Sunday, September 04, 2005

The ripples of a Sand Pebble

The Sand Pebbles; 574 Pages; The Sand Pebbles is a gripping novel of adventure aboard a Yangtze River gunboat at the very moment of China's bloody awakening to its new destiny. It is also the story of Jake Holman, caught between the perils of love and the madness of war. Finished reading this book, The Sand Pebbles by Richard McKenna, a couple of nights ago. Anybody who has been paying attention to my reading list will have noticed that there has been a fair bit of time elapsed between this book and the previous one. That's because Sand Pebbles came as somewhat a surprise, and demanded a bit more attention than most.

I came across this second-hand copy at the annual OXFAM giant book fair in Eltham. The book was only fifty cents, and I freely admit that I bought it for all the wrong reasons. I thought it would be a real boy's book, with lots of bang-bang-shoot-em-ups and lusty interludes. Instead, I found a well crafted story that gives us a unique view of the birth pains of a nation.

The tale is set in China in 1926 - 1927, just before, and at the beginning of, the revolution that was to shape China into the nation it is today. It tells of an opressed, disenfranchised people struggling to find their identity, of a country steeped in the feudal ways of warlords, ready to explode. Chiang Kai-shek will write his name in the pages of history.

And in the middle of it all is the gunboat the San Pablo (Sand Pebble) and her crew, the Sand Pebbles.
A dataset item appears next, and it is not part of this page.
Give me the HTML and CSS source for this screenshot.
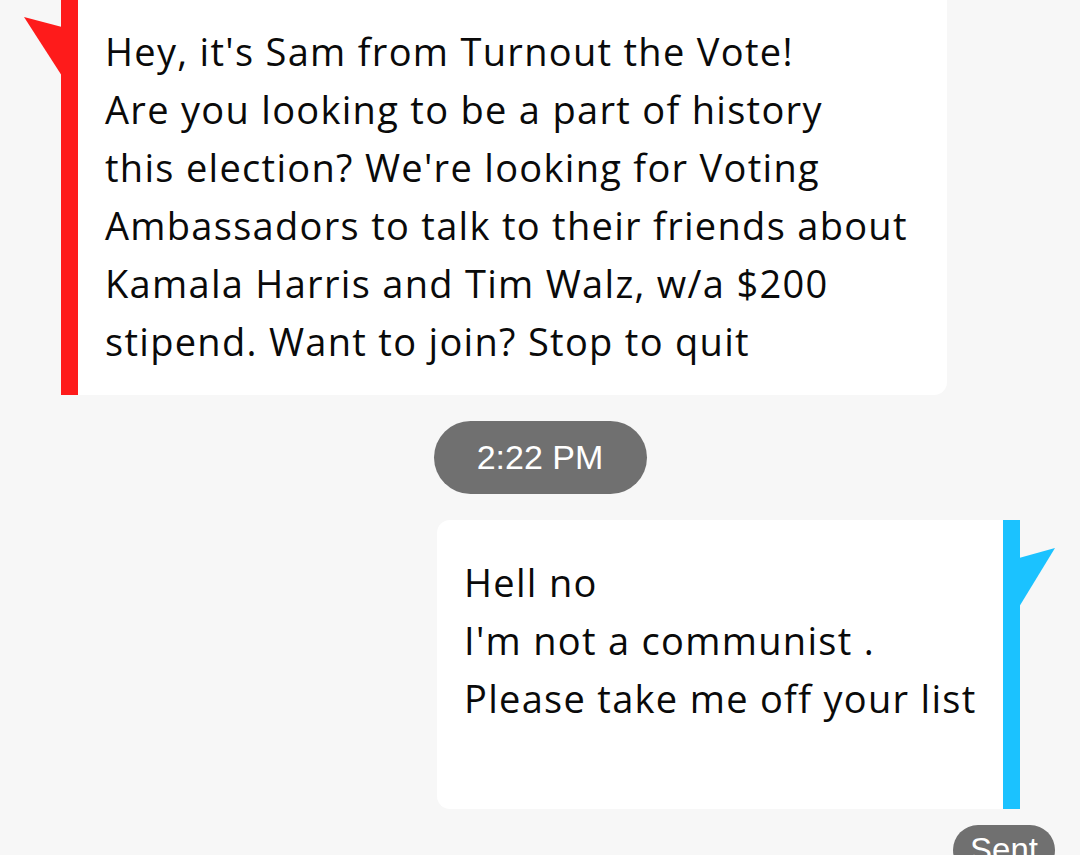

Their transition from opressor to opressed is as inevitible as the annual flooding of the Yangtze River which they patrol, and equally as unstoppable.

Well worth the careful read. And it inspired me to look up and gather some more information on that period which, in turn, has led to a better understanding of where the China we know today came from.

Just goes to show. When you throw a pebble in the river, sometimes the ripples become a tidal wave.